I’m making a radical shift in my reading, but I’m announcing it because I have my doubts that I can sustain the shift. I may need some help. You may need to sit down. This is big.
Readers of the Jesus Creed blog know by now that I’m horrible at reading novels. I try to read two a year — during the summer, E. Hemingway’s The Old Man and the Sea, and in December, Charles Dickens’ A Christmas Carol. I try to read both; sometimes I even do.
Two years back I decided it was time to read some Kafka, and if my memory serves me right I hadn’t read Kafka since high school German class when we read the altogether weird, weird, Das Metamorphose. The fella turned into a beetle. So over a Spring Break two years back I read Kafka’s altogether weird The Trial. What a journey into the twisted mind of humans, or at least Kafka. Over Christmas 2011 I wanted to read another novel, but I needed to prepare for a paper at the BioLogos event so I didn’t get one read. (At least I don’t remember reading one then.)

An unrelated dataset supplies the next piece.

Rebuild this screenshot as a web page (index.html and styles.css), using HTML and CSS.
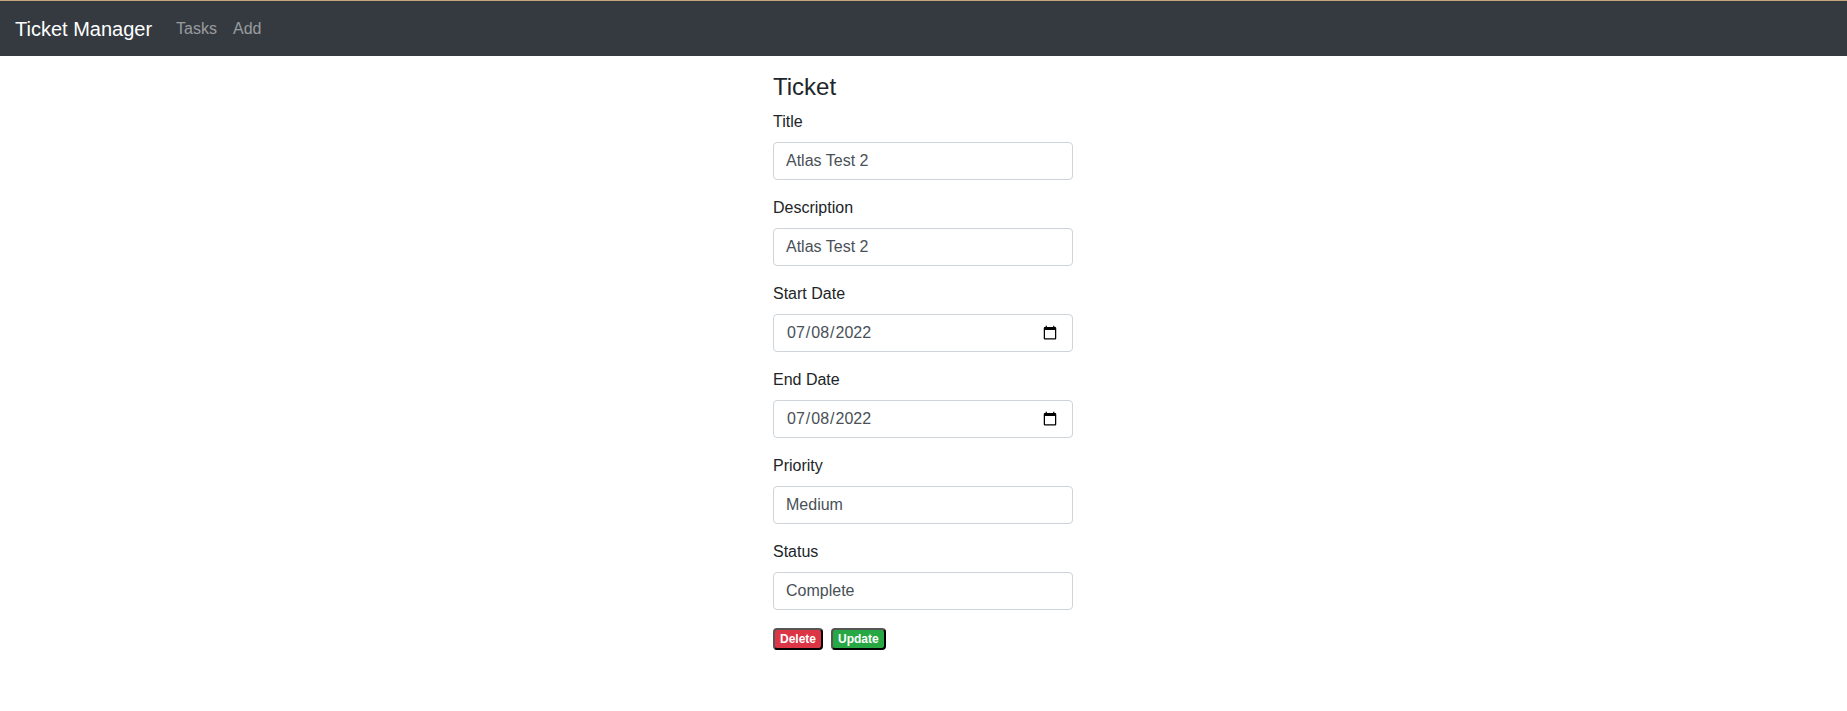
FILE: index.html
```html
<!DOCTYPE html>
<html lang="en">
<head>
<meta charset="utf-8">
<title>Ticket Manager</title>
<link rel="stylesheet" href="styles.css">
</head>
<body>
<nav class="navbar">
  <a class="brand" href="#">Ticket Manager</a>
  <div class="nav-links">
    <a class="nav-link" href="#">Tasks</a>
    <a class="nav-link" href="#">Add</a>
  </div>
</nav>
<main class="page">
  <div class="ticket">
    <h4 class="heading">Ticket</h4>
    <div class="form-group">
      <label class="label" for="title">Title</label>
      <input class="form-control" id="title" type="text" value="Atlas Test 2">
    </div>
    <div class="form-group">
      <label class="label" for="desc">Description</label>
      <input class="form-control" id="desc" type="text" value="Atlas Test 2">
    </div>
    <div class="form-group">
      <label class="label" for="start">Start Date</label>
      <input class="form-control" id="start" type="date" value="2022-07-08">
    </div>
    <div class="form-group">
      <label class="label" for="end">End Date</label>
      <input class="form-control" id="end" type="date" value="2022-07-08">
    </div>
    <div class="form-group">
      <label class="label" for="priority">Priority</label>
      <input class="form-control" id="priority" type="text" value="Medium">
    </div>
    <div class="form-group">
      <label class="label" for="status">Status</label>
      <input class="form-control" id="status" type="text" value="Complete">
    </div>
    <div class="actions">
      <button class="badge badge-danger" type="button">Delete</button>
      <button class="badge badge-success" type="button">Update</button>
    </div>
  </div>
</main>
</body>
</html>
```
FILE: styles.css
```css
* { box-sizing: border-box; }

body {
  margin: 0;
  font-family: "Liberation Sans", Arial, sans-serif;
  font-size: 16px;
  line-height: 1.5;
  color: #212529;
  background: #fff;
}

.navbar {
  display: flex;
  align-items: center;
  height: 56px;
  padding: 0 15px;
  background: #343a40;
  border-top: 1px solid #c4a57c;
}

.brand {
  font-size: 20px;
  line-height: 30px;
  color: #fff;
  text-decoration: none;
  margin-right: 16px;
}

.nav-links {
  display: flex;
}

.nav-link {
  padding: 8px;
  color: rgba(255, 255, 255, 0.5);
  text-decoration: none;
  line-height: 24px;
}

.page {
  display: flex;
  justify-content: center;
  padding-top: 17px;
  padding-right: 1px;
}

.ticket {
  width: 300px;
}

.heading {
  margin: 0 0 8px;
  font-size: 24px;
  font-weight: 500;
  line-height: 1.2;
}

.form-group {
  margin-bottom: 16px;
}

.label {
  display: block;
  margin-bottom: 8px;
  line-height: 24px;
}

.form-control {
  display: block;
  width: 100%;
  height: 38px;
  padding: 6px 12px;
  font-family: inherit;
  font-size: 16px;
  line-height: 1.5;
  color: #495057;
  background: #fff;
  border: 1px solid #ced4da;
  border-radius: 4px;
}

.actions {
  display: flex;
  gap: 8px;
  padding-top: 2px;
}

.badge {
  display: inline-block;
  padding: 3px 5px;
  font-family: inherit;
  font-size: 12px;
  font-weight: 700;
  line-height: 1;
  color: #fff;
  border: 2px outset #555;
  border-radius: 4px;
  cursor: pointer;
}

.badge-danger { background: #dc3545; }
.badge-success { background: #28a745; }
```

So I’m trying to read more novels, including a recent one:
During our trip to Iceland and Denmark I read Ralph Ellison’s The Invisible Man, a book that explores the “options” in life for an African American man in the middle of the 20th Century. It was a brilliant story; I was over and over disestablished by not knowing the experience of the black man; I was routinely shocked and embarrassed by the narrative’s options and openings; and I watched a man — he gets no name, which points out that the African American is just not seen — but seen through by the establishment — grow and get betrayed and sort out options, including a major focus on entering into and then rejecting Communism/socialism (The Brotherhood).
What’s next? I’m a few pages into Cormac McCarthy’s Blood Meridian, a book that looks at American culture through the lens of violence. A good time to ponder violence.
My plan is to have a novel always near at hand to read. We’ll see.